What I meant here was using the existing '030/'040 CPU from the host Mac and providing a socket for it on the upgrade, or, if the upgrade is in the PDS socket, some other way of trapping non-Coldfire instructions and shuttling them back over to the host CPU. Run compatible instructions at Coldfire speeds, and what's left over at '030 speeds.

So the issue of cost of the 68k goes away, but the extra complexity remains.

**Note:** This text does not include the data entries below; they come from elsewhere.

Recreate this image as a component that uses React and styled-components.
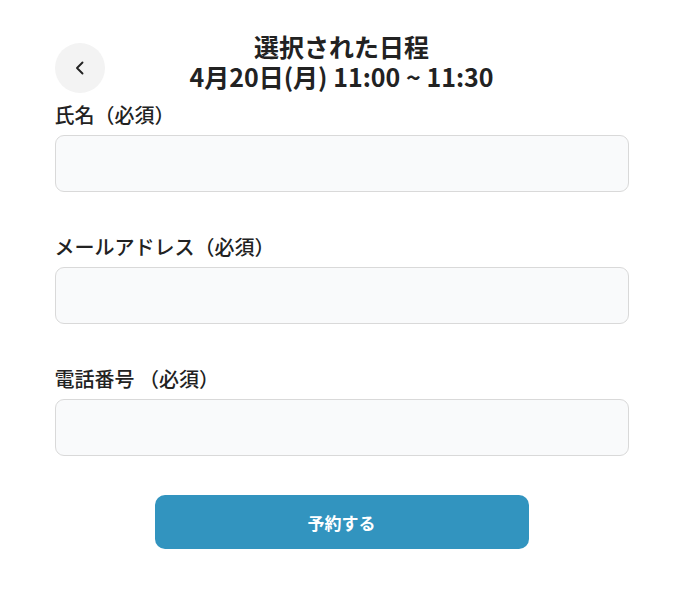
import React from "react";
import styled, { createGlobalStyle } from "styled-components";

const GlobalStyle = createGlobalStyle`
  body {
    margin: 0;
    background: #fff;
    font-family: "Noto Sans CJK JP", "Noto Sans", sans-serif;
    color: #222;
  }
`;

const Page = styled.div`
  width: 574px;
  margin: 0 auto;
  padding-top: 31px;
  display: flex;
  flex-direction: column;
`;

const Header = styled.header`
  display: grid;
  grid-template-columns: 50px 1fr 50px;
  align-items: end;
`;

const BackButton = styled.button`
  width: 50px;
  height: 50px;
  border-radius: 50%;
  border: 0;
  background: #f3f3f3;
  display: flex;
  align-items: center;
  justify-content: center;
  padding: 0;
  margin-bottom: -2px;
  color: #222;
  cursor: pointer;
`;

const Title = styled.h1`
  margin: 0;
  text-align: center;
  font-size: 25px;
  line-height: 30px;
  font-weight: 700;
`;

const TitleLine = styled.span`
  display: block;
`;

const Form = styled.form`
  display: flex;
  flex-direction: column;
  gap: 41px;
  margin-top: 10px;
`;

const Field = styled.label`
  display: flex;
  flex-direction: column;
  gap: 6px;
`;

const LabelText = styled.span`
  font-size: 20px;
  line-height: 28px;
  font-weight: 500;
`;

const Input = styled.input`
  box-sizing: border-box;
  height: 57px;
  width: 100%;
  border: 1px solid #d9d9d9;
  border-radius: 9px;
  background: #f9fafb;
  padding: 0 14px;
  font-size: 16px;
  font-family: inherit;
  outline: none;
`;

const Submit = styled.button`
  align-self: center;
  width: 374px;
  height: 54px;
  margin-top: -2px;
  border: 0;
  border-radius: 10px;
  background: #3294bf;
  color: #fff;
  font-family: inherit;
  font-size: 17px;
  font-weight: 700;
  cursor: pointer;
`;

function Chevron() {
  return (
    <svg width="14" height="16" viewBox="0 0 14 16" fill="none">
      <path d="M9.5 2.5 4 8l5.5 5.5" stroke="currentColor" strokeWidth="1.9" strokeLinecap="round" strokeLinejoin="round" />
    </svg>
  );
}

const fields = [
  { label: "氏名（必須）", type: "text" },
  { label: "メールアドレス（必須）", type: "email" },
  { label: "電話番号 （必須）", type: "tel" },
];

export default function App() {
  return (
    <>
      <GlobalStyle />
      <Page>
        <Header>
          <BackButton aria-label="戻る">
            <Chevron />
          </BackButton>
          <Title>
            <TitleLine>選択された日程</TitleLine>
            <TitleLine>4月20日(月) 11:00 ~ 11:30</TitleLine>
          </Title>
          <span />
        </Header>
        <Form onSubmit={(e) => e.preventDefault()}>
          {fields.map((f) => (
            <Field key={f.label}>
              <LabelText>{f.label}</LabelText>
              <Input type={f.type} />
            </Field>
          ))}
          <Submit type="submit">予約する</Submit>
        </Form>
      </Page>
    </>
  );
}
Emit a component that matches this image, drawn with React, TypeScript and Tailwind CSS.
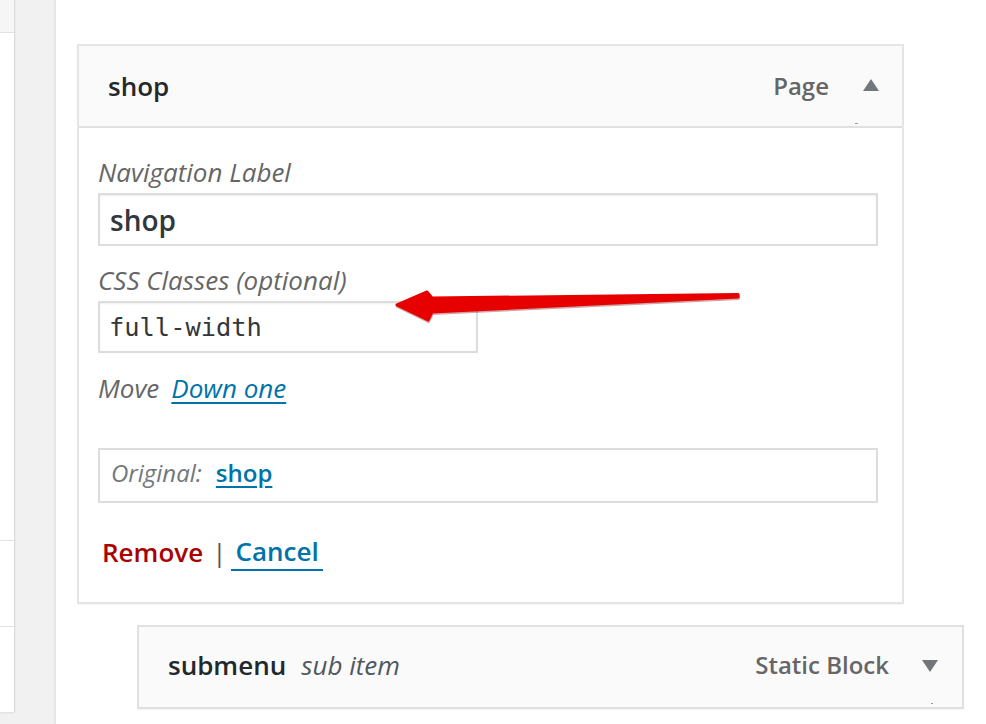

I'd say we're better off just going all the way back to the emulate the 68030 in an FPGA.

Agreed.

Again, apologies for waking the dead.

 

[Bunsen]

Not entirely sure what's going on here, but this guy seems to be doing, uh, something, with 68k emulation on an FPGA. He shows his board mounting a real 68000 to check the accuracy of the emulation (Wednesday, April 28th, 2010), and then something going on with an '030 (Tuesday, July 21st, 2009) and an '060 (Saturday, June 13th, 2009) attached.

FPGA Arcade

 

[johnklos]

You people should take a survey and see how many people would be willing to dish out real money (probably $200 USD without the CPU) for an adapter board and ROM, then contact the guy who makes these:

http://www.powerphenix.com/

and see if he'd be interested in building 3.3 volt -> 5 volt, m68060 to m68040 adapter boards and patched ROM SIMMs for Macs. He knows tons about m68060s and especially about using them with older systems and designs.

 

[Bunsen]

Except I thought we'd moved on from '060s to Coldfires and/or FPGAs?

/eta/ Yes, he has done a remarkable job on those upgrades.

 

[johnklos]

Except I thought we'd moved on from '060s to Coldfires and/or FPGAs?/eta/ Yes, he has done a remarkable job on those upgrades.

Making an m68060 work in an m68040 system is MUCH more feasible than adapting a Coldfire. The m68060 and m68040 are very similar, but the Coldfire is completely different - clocking, interrupts, booting, voltages, and the whole bus would all need to be adapted. That's why the Atari Coldfire people made a whole new computer.